The REVOLT Summit isn’t your average networking conference. From the dope panels to the opportunities to network and, the event is one where attendees don’t just leave with notes on how to do X, Y, and Z from speakers. It’s a place where they can ask questions directly to hip hop royalty like Jeezy.
Many attendees leave with a more clear understanding on where they fit in the industry —whether that’s from a global marketing perspective or an underground musician’s. With another year in the books comes another group of hungry, passionate movers and shakers ready to take on what the biz has to offer.
“People are understanding the intersections of our culture,” REVOLT CEO Detavio Samuels said at the 2021 event last weekend when asked what he wanted people to take away from the Summit. “I think that’s one of the things that makes REVOLT so special. The fact that we are anchored in hip hop and hip hop touches every fabric of the culture. It touches music and fashion and tech, so it’s lovely to see people get that interaction. At the end of the day, we want people to leave here feeling inspired to chase their dreams instead of being focused on where they are today.”

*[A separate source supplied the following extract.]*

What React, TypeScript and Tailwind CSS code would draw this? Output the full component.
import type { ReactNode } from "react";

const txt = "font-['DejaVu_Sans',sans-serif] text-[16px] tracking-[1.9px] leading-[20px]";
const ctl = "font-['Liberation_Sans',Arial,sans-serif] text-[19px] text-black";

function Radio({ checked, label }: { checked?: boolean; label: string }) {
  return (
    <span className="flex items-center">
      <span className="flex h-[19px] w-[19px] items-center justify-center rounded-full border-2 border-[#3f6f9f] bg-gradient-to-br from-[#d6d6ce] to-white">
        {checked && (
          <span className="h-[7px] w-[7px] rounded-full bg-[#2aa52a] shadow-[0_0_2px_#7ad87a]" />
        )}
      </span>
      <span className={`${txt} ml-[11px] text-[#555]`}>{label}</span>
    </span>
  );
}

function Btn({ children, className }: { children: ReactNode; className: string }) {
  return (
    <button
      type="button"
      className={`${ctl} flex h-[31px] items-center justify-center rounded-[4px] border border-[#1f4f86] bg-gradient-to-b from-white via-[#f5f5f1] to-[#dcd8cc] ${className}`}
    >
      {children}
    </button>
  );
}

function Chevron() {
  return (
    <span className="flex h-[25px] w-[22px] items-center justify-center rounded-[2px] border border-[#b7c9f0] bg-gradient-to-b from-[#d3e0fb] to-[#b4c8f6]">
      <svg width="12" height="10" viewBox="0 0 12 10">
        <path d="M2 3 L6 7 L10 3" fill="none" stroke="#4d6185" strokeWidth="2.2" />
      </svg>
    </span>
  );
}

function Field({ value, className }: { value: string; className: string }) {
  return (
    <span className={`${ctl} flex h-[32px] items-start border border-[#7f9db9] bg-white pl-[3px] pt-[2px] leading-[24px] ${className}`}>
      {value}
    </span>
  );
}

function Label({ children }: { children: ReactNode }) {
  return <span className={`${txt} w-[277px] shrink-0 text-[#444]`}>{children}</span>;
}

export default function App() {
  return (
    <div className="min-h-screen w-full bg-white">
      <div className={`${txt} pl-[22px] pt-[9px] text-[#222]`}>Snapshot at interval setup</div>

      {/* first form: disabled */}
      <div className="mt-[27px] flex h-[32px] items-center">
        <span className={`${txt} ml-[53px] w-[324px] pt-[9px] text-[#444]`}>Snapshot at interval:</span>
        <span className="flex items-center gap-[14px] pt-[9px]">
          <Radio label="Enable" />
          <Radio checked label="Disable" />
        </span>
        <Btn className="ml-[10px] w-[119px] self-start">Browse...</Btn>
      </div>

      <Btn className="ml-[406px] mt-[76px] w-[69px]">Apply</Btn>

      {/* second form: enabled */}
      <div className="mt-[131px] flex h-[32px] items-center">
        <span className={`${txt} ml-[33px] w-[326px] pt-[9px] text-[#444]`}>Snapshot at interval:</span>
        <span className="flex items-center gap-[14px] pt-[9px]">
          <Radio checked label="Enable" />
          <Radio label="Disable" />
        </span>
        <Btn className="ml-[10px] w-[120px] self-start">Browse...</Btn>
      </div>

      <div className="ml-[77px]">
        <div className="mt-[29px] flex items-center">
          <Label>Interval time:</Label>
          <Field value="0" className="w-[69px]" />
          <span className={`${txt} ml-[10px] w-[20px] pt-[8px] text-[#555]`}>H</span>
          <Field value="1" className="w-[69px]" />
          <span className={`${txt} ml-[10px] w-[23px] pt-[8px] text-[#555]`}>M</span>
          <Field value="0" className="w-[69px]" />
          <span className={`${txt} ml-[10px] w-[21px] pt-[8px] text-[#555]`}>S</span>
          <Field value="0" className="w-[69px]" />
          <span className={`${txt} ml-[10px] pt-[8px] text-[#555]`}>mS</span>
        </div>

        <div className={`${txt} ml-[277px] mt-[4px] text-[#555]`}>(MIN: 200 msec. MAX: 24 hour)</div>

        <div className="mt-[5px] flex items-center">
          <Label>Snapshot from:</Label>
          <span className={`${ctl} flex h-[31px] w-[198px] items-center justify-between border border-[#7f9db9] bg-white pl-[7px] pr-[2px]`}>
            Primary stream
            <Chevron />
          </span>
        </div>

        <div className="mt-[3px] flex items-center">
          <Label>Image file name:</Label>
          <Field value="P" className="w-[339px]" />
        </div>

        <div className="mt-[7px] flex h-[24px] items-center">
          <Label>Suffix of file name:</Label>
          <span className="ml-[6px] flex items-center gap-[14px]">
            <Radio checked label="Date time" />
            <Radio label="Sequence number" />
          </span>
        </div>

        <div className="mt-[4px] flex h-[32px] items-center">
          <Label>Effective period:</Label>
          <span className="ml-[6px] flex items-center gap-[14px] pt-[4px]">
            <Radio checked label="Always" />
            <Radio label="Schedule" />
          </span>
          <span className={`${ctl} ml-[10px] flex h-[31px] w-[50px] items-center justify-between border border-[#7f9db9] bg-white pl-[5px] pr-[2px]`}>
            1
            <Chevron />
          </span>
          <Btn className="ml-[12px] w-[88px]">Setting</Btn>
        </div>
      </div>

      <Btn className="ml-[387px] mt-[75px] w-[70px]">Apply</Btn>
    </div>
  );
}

Check out what five attendees had to say about what they learned from the 2021 REVOLT Summit below!
1. Megan Wolford, 34, Music Professional
“So the theme here was Dream in Black and what I think they’ve done an excellent job at is not necessarily focusing on music, but other spaces that Black people are thriving in that you don’t really see on the forefront. Like the first panel that I attended was Moguls In The Making and I learned so much from the participants in that pitch program which was sponsored by Ally Financial. It blew me away to see that the entire team was made up of Black people.
“We live in a time where people get caught up in being an influencer on social media whether it’s in music, modeling, dance or whatever, but it was cool to see other individuals that want to be successful outside of what’s cool right now, and that shit is cool as hell to witness people going against what’s popular. During the pitch competition, everyone’s work was focused on economic stability and Black communities, which I thought was amazing.
“I also felt moved and empowered after the Black Safety panel where one of the biggest things I realized was that people fail to recognize that socioeconomic structure is the main driver of things like poverty and crime.
“I think the Summit did a great job of intersecting different fields and different agencies that we don’t think about on a constant basis. Most of the people I’ve met here haven’t even worked in music, so it was great to build a network outside of what I’m used to.”
2. Tuff Dior, 25, Entrepreneur
“My biggest takeaway, as an entrepreneur, has been that you have to just put yourself out there. Come ready to sell yourself and show what you can do and make it be known what your brand stands for. One of the key things that I’ve learned from everyone that have shared words of wisdom on the panels is that you have to just go for it. Don’t waste your time, just be you and do what you do to the best of your ability.”
3. Anton Cofield, 50, Serial Entrepreneur
“The biggest takeaway for me is that the people on the panels put in a lot of work to get there. They had a lot of trials, tribulations. A lot of ups and downs and while I expected to meet neat, dope people, I also left educated on things that I simply did not know about.
“For instance, I learned a lot from the Assets and Liabilities group. I also learned more about fashion and the connection to the industry and mental health practices from the mouths of other Black men like myself. I didn’t even know that certain artists experienced the mental health issues that they shared. I also didn’t know that Gunna gave away school supplies or that he even attended the same high school as Ludacris. There are so many little intricacies about the business that I learned across the span of three days and I loved every second of it.”
4. Jordan Hendrix, 22, Rapper/Songwriter
“If you are presented an opportunity you should just go for it. REVOLT has shown me that they’re really trying to focus on the Black audience and Black creators and that we should actually take the time to really come together across all occupations. A lot of people are really scared to go for things and they feel like they don’t have the opportunity to do so. I learned that no matter what position you’re in — if you have the finances or if you have the ability go ahead and take that opportunity when it presents itself — [do it] because many more doors will open because of that.
“I really appreciate REVOLT for bringing an event together like this where people can collaborate and make better opportunities for themselves, and even get face time with people that are department heads or higher up in the industry. Overall, this has really given me the confidence to go out there and get to it and talk to more people because you never know where it can lead you.”
5. Jo’el Collins, 26, Go-Getter
“There are a lot of young Black talent and individuals who are really vibrating at a high level and ready to come together to collaborate. A lot of us don’t have jobs in the industry, but we have talents, we have businesses and a whole mindset to just make a way for ourselves. I’ve learned that if companies don’t necessarily have what we need, then we have to go out and create it from the ground up.”